**Task brief**: Reproduce the listing below word for word, with no pictures.

*** Available data

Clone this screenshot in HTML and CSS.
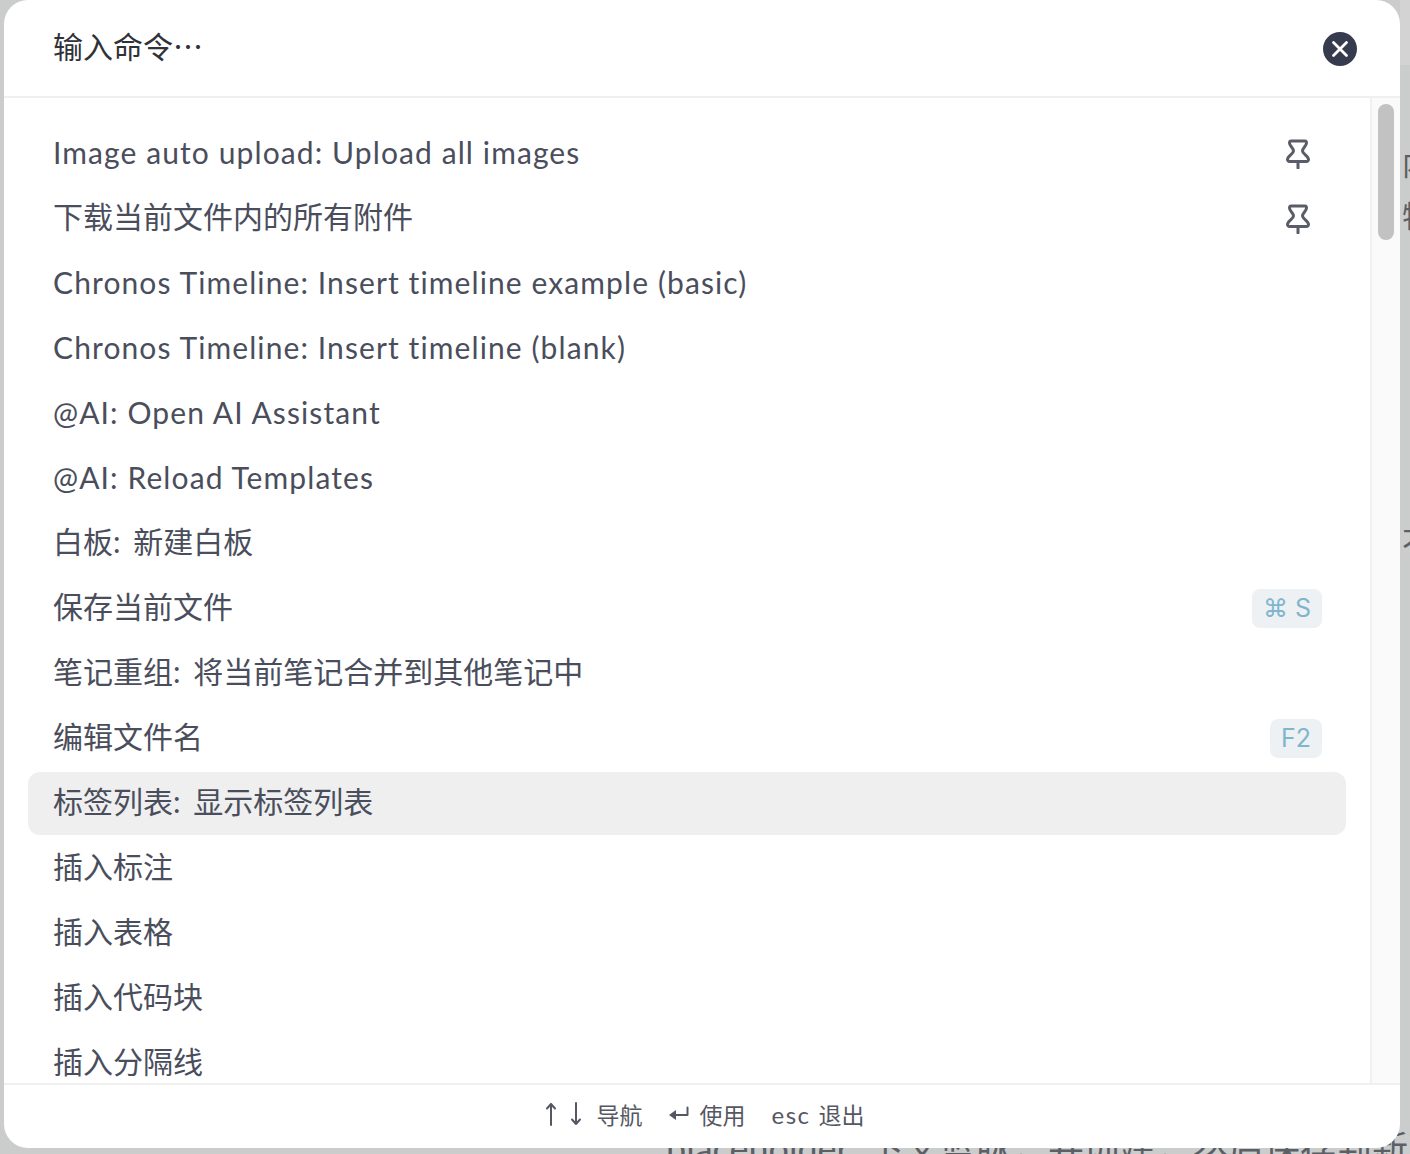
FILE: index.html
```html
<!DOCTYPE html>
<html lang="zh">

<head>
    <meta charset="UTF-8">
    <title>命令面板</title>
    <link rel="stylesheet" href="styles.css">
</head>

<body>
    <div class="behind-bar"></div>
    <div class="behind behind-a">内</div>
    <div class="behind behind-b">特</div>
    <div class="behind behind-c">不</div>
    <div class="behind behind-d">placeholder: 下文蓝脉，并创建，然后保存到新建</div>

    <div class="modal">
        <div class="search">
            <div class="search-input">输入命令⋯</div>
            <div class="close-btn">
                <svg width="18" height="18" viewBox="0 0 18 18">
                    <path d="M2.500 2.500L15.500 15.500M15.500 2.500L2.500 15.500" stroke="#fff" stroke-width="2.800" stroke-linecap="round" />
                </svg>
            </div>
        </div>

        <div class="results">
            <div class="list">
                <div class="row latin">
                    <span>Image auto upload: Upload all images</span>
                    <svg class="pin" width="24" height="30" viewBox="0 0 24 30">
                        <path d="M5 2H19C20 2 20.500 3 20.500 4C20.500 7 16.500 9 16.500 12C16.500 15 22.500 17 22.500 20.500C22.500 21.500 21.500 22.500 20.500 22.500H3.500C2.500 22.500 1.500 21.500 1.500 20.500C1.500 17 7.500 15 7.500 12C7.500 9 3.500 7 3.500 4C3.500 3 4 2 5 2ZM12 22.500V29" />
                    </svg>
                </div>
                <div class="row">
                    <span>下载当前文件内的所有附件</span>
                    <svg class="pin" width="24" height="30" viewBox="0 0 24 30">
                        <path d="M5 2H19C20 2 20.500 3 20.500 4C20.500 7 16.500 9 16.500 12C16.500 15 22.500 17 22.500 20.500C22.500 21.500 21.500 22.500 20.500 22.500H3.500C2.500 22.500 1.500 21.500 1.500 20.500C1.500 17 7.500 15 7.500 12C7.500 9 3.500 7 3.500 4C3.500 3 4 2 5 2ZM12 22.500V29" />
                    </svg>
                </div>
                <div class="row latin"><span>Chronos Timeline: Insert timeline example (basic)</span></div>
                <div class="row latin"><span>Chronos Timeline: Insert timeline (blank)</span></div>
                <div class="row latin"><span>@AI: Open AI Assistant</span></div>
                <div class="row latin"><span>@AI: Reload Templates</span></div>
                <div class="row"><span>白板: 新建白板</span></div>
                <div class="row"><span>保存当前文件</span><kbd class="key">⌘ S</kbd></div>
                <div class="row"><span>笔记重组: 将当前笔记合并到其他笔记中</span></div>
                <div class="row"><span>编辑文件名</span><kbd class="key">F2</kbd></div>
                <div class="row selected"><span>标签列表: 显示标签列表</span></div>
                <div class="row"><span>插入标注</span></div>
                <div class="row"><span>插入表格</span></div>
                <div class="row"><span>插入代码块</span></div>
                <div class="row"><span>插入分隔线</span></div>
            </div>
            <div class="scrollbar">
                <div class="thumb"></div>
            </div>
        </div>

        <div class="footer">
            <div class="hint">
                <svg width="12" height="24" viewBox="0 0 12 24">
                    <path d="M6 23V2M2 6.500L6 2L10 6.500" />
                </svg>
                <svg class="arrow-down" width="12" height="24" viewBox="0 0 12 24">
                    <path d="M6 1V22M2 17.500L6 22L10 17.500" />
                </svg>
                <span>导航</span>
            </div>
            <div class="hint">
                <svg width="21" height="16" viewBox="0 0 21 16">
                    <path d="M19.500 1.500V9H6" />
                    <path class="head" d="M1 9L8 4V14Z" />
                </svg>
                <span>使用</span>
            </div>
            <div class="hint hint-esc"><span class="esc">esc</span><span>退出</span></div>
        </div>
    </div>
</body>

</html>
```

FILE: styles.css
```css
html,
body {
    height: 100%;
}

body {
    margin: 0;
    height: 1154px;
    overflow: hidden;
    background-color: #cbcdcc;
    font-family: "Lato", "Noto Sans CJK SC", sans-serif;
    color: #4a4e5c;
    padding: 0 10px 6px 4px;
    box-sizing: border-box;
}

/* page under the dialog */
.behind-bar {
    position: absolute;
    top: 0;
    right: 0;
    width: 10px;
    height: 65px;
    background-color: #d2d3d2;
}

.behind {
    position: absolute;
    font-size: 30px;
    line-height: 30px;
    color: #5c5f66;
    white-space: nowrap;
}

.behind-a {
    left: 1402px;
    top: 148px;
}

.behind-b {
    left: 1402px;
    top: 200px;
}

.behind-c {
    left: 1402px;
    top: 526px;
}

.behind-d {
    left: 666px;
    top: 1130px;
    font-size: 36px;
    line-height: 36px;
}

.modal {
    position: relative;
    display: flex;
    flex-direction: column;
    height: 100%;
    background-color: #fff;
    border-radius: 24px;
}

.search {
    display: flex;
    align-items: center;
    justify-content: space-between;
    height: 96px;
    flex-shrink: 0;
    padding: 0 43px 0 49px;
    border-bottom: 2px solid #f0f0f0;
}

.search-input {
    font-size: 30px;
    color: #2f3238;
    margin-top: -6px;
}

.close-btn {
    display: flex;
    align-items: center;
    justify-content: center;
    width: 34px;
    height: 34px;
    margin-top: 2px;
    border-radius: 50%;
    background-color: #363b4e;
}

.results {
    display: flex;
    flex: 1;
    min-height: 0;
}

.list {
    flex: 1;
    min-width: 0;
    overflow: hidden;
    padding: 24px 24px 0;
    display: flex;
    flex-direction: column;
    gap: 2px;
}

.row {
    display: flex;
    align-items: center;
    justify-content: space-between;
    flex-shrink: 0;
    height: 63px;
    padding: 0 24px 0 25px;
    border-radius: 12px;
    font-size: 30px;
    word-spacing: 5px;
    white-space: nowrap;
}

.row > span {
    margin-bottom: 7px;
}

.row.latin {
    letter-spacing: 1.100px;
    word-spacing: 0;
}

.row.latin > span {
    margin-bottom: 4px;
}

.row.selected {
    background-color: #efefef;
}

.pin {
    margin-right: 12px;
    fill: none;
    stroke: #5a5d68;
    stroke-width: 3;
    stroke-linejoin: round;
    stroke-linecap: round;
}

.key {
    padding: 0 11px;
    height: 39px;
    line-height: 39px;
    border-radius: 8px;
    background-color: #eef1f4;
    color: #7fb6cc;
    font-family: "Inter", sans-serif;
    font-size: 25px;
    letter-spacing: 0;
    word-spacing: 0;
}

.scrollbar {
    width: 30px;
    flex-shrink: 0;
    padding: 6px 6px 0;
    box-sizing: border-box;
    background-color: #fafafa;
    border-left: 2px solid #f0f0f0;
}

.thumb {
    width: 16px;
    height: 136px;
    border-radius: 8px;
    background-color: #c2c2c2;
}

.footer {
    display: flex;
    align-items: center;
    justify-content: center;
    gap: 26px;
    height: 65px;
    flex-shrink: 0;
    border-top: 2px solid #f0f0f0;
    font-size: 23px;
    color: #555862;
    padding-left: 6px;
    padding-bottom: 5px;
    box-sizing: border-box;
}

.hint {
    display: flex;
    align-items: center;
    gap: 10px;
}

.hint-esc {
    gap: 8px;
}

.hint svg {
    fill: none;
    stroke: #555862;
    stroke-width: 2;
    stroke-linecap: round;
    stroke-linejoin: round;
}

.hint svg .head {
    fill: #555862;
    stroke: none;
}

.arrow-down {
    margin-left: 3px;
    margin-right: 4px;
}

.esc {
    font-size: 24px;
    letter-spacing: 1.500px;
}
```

******

**Full output**:
Clone this screenshot in HTML and CSS.
FILE: index.html
```html
<!DOCTYPE html>
<html lang="zh">

<head>
    <meta charset="UTF-8">
    <title>命令面板</title>
    <link rel="stylesheet" href="styles.css">
</head>

<body>
    <div class="behind-bar"></div>
    <div class="behind behind-a">内</div>
    <div class="behind behind-b">特</div>
    <div class="behind behind-c">不</div>
    <div class="behind behind-d">placeholder: 下文蓝脉，并创建，然后保存到新建</div>

    <div class="modal">
        <div class="search">
            <div class="search-input">输入命令⋯</div>
            <div class="close-btn">
                <svg width="18" height="18" viewBox="0 0 18 18">
                    <path d="M2.500 2.500L15.500 15.500M15.500 2.500L2.500 15.500" stroke="#fff" stroke-width="2.800" stroke-linecap="round" />
                </svg>
            </div>
        </div>

        <div class="results">
            <div class="list">
                <div class="row latin">
                    <span>Image auto upload: Upload all images</span>
                    <svg class="pin" width="24" height="30" viewBox="0 0 24 30">
                        <path d="M5 2H19C20 2 20.500 3 20.500 4C20.500 7 16.500 9 16.500 12C16.500 15 22.500 17 22.500 20.500C22.500 21.500 21.500 22.500 20.500 22.500H3.500C2.500 22.500 1.500 21.500 1.500 20.500C1.500 17 7.500 15 7.500 12C7.500 9 3.500 7 3.500 4C3.500 3 4 2 5 2ZM12 22.500V29" />
                    </svg>
                </div>
                <div class="row">
                    <span>下载当前文件内的所有附件</span>
                    <svg class="pin" width="24" height="30" viewBox="0 0 24 30">
                        <path d="M5 2H19C20 2 20.500 3 20.500 4C20.500 7 16.500 9 16.500 12C16.500 15 22.500 17 22.500 20.500C22.500 21.500 21.500 22.500 20.500 22.500H3.500C2.500 22.500 1.500 21.500 1.500 20.500C1.500 17 7.500 15 7.500 12C7.500 9 3.500 7 3.500 4C3.500 3 4 2 5 2ZM12 22.500V29" />
                    </svg>
                </div>
                <div class="row latin"><span>Chronos Timeline: Insert timeline example (basic)</span></div>
                <div class="row latin"><span>Chronos Timeline: Insert timeline (blank)</span></div>
                <div class="row latin"><span>@AI: Open AI Assistant</span></div>
                <div class="row latin"><span>@AI: Reload Templates</span></div>
                <div class="row"><span>白板: 新建白板</span></div>
                <div class="row"><span>保存当前文件</span><kbd class="key">⌘ S</kbd></div>
                <div class="row"><span>笔记重组: 将当前笔记合并到其他笔记中</span></div>
                <div class="row"><span>编辑文件名</span><kbd class="key">F2</kbd></div>
                <div class="row selected"><span>标签列表: 显示标签列表</span></div>
                <div class="row"><span>插入标注</span></div>
                <div class="row"><span>插入表格</span></div>
                <div class="row"><span>插入代码块</span></div>
                <div class="row"><span>插入分隔线</span></div>
            </div>
            <div class="scrollbar">
                <div class="thumb"></div>
            </div>
        </div>

        <div class="footer">
            <div class="hint">
                <svg width="12" height="24" viewBox="0 0 12 24">
                    <path d="M6 23V2M2 6.500L6 2L10 6.500" />
                </svg>
                <svg class="arrow-down" width="12" height="24" viewBox="0 0 12 24">
                    <path d="M6 1V22M2 17.500L6 22L10 17.500" />
                </svg>
                <span>导航</span>
            </div>
            <div class="hint">
                <svg width="21" height="16" viewBox="0 0 21 16">
                    <path d="M19.500 1.500V9H6" />
                    <path class="head" d="M1 9L8 4V14Z" />
                </svg>
                <span>使用</span>
            </div>
            <div class="hint hint-esc"><span class="esc">esc</span><span>退出</span></div>
        </div>
    </div>
</body>

</html>
```

FILE: styles.css
```css
html,
body {
    height: 100%;
}

body {
    margin: 0;
    height: 1154px;
    overflow: hidden;
    background-color: #cbcdcc;
    font-family: "Lato", "Noto Sans CJK SC", sans-serif;
    color: #4a4e5c;
    padding: 0 10px 6px 4px;
    box-sizing: border-box;
}

/* page under the dialog */
.behind-bar {
    position: absolute;
    top: 0;
    right: 0;
    width: 10px;
    height: 65px;
    background-color: #d2d3d2;
}

.behind {
    position: absolute;
    font-size: 30px;
    line-height: 30px;
    color: #5c5f66;
    white-space: nowrap;
}

.behind-a {
    left: 1402px;
    top: 148px;
}

.behind-b {
    left: 1402px;
    top: 200px;
}

.behind-c {
    left: 1402px;
    top: 526px;
}

.behind-d {
    left: 666px;
    top: 1130px;
    font-size: 36px;
    line-height: 36px;
}

.modal {
    position: relative;
    display: flex;
    flex-direction: column;
    height: 100%;
    background-color: #fff;
    border-radius: 24px;
}

.search {
    display: flex;
    align-items: center;
    justify-content: space-between;
    height: 96px;
    flex-shrink: 0;
    padding: 0 43px 0 49px;
    border-bottom: 2px solid #f0f0f0;
}

.search-input {
    font-size: 30px;
    color: #2f3238;
    margin-top: -6px;
}

.close-btn {
    display: flex;
    align-items: center;
    justify-content: center;
    width: 34px;
    height: 34px;
    margin-top: 2px;
    border-radius: 50%;
    background-color: #363b4e;
}

.results {
    display: flex;
    flex: 1;
    min-height: 0;
}

.list {
    flex: 1;
    min-width: 0;
    overflow: hidden;
    padding: 24px 24px 0;
    display: flex;
    flex-direction: column;
    gap: 2px;
}

.row {
    display: flex;
    align-items: center;
    justify-content: space-between;
    flex-shrink: 0;
    height: 63px;
    padding: 0 24px 0 25px;
    border-radius: 12px;
    font-size: 30px;
    word-spacing: 5px;
    white-space: nowrap;
}

.row > span {
    margin-bottom: 7px;
}

.row.latin {
    letter-spacing: 1.100px;
    word-spacing: 0;
}

.row.latin > span {
    margin-bottom: 4px;
}

.row.selected {
    background-color: #efefef;
}

.pin {
    margin-right: 12px;
    fill: none;
    stroke: #5a5d68;
    stroke-width: 3;
    stroke-linejoin: round;
    stroke-linecap: round;
}

.key {
    padding: 0 11px;
    height: 39px;
    line-height: 39px;
    border-radius: 8px;
    background-color: #eef1f4;
    color: #7fb6cc;
    font-family: "Inter", sans-serif;
    font-size: 25px;
    letter-spacing: 0;
    word-spacing: 0;
}

.scrollbar {
    width: 30px;
    flex-shrink: 0;
    padding: 6px 6px 0;
    box-sizing: border-box;
    background-color: #fafafa;
    border-left: 2px solid #f0f0f0;
}

.thumb {
    width: 16px;
    height: 136px;
    border-radius: 8px;
    background-color: #c2c2c2;
}

.footer {
    display: flex;
    align-items: center;
    justify-content: center;
    gap: 26px;
    height: 65px;
    flex-shrink: 0;
    border-top: 2px solid #f0f0f0;
    font-size: 23px;
    color: #555862;
    padding-left: 6px;
    padding-bottom: 5px;
    box-sizing: border-box;
}

.hint {
    display: flex;
    align-items: center;
    gap: 10px;
}

.hint-esc {
    gap: 8px;
}

.hint svg {
    fill: none;
    stroke: #555862;
    stroke-width: 2;
    stroke-linecap: round;
    stroke-linejoin: round;
}

.hint svg .head {
    fill: #555862;
    stroke: none;
}

.arrow-down {
    margin-left: 3px;
    margin-right: 4px;
}

.esc {
    font-size: 24px;
    letter-spacing: 1.500px;
}
```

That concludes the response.